I think it has a lot to do with age and submission—there is a certain age (and not just in Asian but proper Caucasian families) after which children are no longer looked on to submit to the elders, but maybe in the Asian culture that is for a longer period.
Sometimes I tell people what I give, and sometimes I just don’t tell them. Jesus said, don’t let the right hand know what the left is doing.
If they know how much I’m giving and are upset by it, then—and this is not Bible advice, this is my personal opinion—I would say to my parents, “God told me to give X amount. Should I do what God wants me to do, or what you want me to do?”
How can I stand fast on a pledge I have made and not become doubtful or swayed or even offended when I don’t get blessed after giving?
You know … if I were to make a pledge I can’t keep, of course, firstly I would do everything I could to meet it, then I would go where the pledge was made, and I would come with a peace offering and asked to be released from the remainder of the pledge. You would not want to just leave it undone, satan will beat you up with it.
Most people don’t know this, but when pledges are taken, most of the time people are not told what to do if they can’t meet the pledge. So when they fail to do so, they lose faith, have a lot of internal strife.
Let’s say the person has fulfilled the pledge—not without some difficulty, perhaps, and he’s waiting for his breakthrough and it doesn’t come soon. How does this person stay unoffended?
You remember when the angel was called by Daniel and it was 21 days that satan had held him back? Many times things don’t go the way it should … like, for instance—I can’t give all the details—but I came into a meeting, and I had a large offering that I raised for the church, and they gave me a check for my honorarium, and it was the amount of what I had pledged, right down to the dollar. Then got a phone call, apparently there was confusion on the board of the ministry, they said the amount given to me was too much. I said, I still have the check, I will give it back.
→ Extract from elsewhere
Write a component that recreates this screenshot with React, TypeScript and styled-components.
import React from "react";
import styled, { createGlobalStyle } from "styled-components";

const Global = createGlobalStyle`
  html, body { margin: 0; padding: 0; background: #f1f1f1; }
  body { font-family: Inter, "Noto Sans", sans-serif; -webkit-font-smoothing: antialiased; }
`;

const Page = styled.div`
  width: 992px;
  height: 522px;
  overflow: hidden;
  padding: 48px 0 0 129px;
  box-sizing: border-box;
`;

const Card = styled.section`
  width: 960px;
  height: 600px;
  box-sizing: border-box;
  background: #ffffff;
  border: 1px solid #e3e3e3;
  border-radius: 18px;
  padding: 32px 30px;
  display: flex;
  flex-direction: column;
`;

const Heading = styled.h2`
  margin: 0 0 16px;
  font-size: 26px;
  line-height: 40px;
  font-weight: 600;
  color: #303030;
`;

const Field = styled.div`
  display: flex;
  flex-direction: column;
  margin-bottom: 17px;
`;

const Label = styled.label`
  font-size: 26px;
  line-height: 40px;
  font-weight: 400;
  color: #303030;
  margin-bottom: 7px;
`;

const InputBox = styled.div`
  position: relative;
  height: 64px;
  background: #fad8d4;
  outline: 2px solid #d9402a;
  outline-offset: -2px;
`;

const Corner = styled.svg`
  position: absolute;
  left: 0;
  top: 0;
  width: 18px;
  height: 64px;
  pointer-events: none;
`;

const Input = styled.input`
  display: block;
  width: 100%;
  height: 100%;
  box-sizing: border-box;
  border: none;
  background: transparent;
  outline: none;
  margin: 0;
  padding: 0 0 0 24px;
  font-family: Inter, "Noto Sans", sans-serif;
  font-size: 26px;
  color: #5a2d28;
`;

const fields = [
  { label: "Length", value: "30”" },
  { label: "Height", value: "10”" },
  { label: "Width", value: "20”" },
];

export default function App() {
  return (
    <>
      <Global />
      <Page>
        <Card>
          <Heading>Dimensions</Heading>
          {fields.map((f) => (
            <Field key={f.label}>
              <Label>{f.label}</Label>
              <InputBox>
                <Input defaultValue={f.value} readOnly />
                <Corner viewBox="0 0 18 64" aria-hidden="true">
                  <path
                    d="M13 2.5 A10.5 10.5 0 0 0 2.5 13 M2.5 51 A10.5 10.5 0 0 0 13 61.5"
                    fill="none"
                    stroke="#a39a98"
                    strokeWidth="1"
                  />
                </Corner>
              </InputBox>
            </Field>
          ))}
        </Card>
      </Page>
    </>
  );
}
See, I had made the pledge, God had provided it, but man stepped in the way. So I now have to make other arrangements (to fulfill the pledge) but if I couldn’t make those, I would have had to ask for release from the pledge.
So many times, we pledge the right amount, and somebody doesn’t listen to God. I realize that I could have made the pledge but I would have to turn all sorts of things upside down, and that wasn’t God’s desire—God didn’t give me that desire in my heart to cause chaos in my finances. He gave it because He knew it was coming from here and He could move it where He needed.
What if I am just sitting on the fence—and I’m feeling hesitant or not fully confident of giving, especially in such a season that the church is in?
I feel that there were people sitting on the fence when Pontius Pilate had his decision to make. Would it be a guilty verdict or an innocent one for Jesus? And some, when He was pronounced guilty, gave nothing. Others went and became some of the most famous people that ever lived—Peter, Paul, James, John. They did not let Pontius Pilate decide what God wanted them to do. But you know, here’s a strange thing—I will give a thousand dollars if somebody can give me the name of one who stayed on the other side of the fence. Everybody knows the names of the ones who crossed over, and said, Pontius Pilate is not my God. Jehovah is my God. Amen!
Last question—what are some tips you can give for “responsible giving?” For example, do I give when I am in debt/ financial difficulty?
I am supposed to be retired … I am 79 now; I retired when I was about 71 or 72. But I have continued to give, because my income depends on my giving. I live on my harvest. Now that I have less income, I need more miracle money, so I surely give. I had salaried money before; now I need miracle money. That comes from seed. Maybe my seed isn’t as big to the person who receives it, but it’s big to me. The size of your gift is not how much you give but how much you have left after you give.
So every day, my daughter Yvette gives more than Donald Trump or Bill Gates. We applaude when the hundred thousand gift is given, but Jesus identified the woman with the two mites. If you look at the Scripture, it says she gave all that she had, even all her living, while the big guys, who were giving much, gave out of their surplus. She took everything she had for that day’s living, and gave it. Go back and look at that Scripture—there’s a big piece of philosophy of life in that portion.
Just a comment about CHC’s Arise and Build. Everywhere I go in the world, I find churches with Arise and Build, but this phrase was never heard of before I heard it here at City Harvest Church, Singapore. It started here, but now there are church buildings all over the world that came from Arise and Build. You people have been trend-setters—97, 98, 99 percent tithers—it was never heard of until City Harvest.
This dark cloud has gone over your ministry. I give you a word: David would have never been king if he hadn’t fought Goliath. The truth is this, Goliath is a king-maker. And if your Goliath knew what they were doing, they would leave you alone. They’re gonna make kings and priests of a whole new dimension out of the City Harvest people.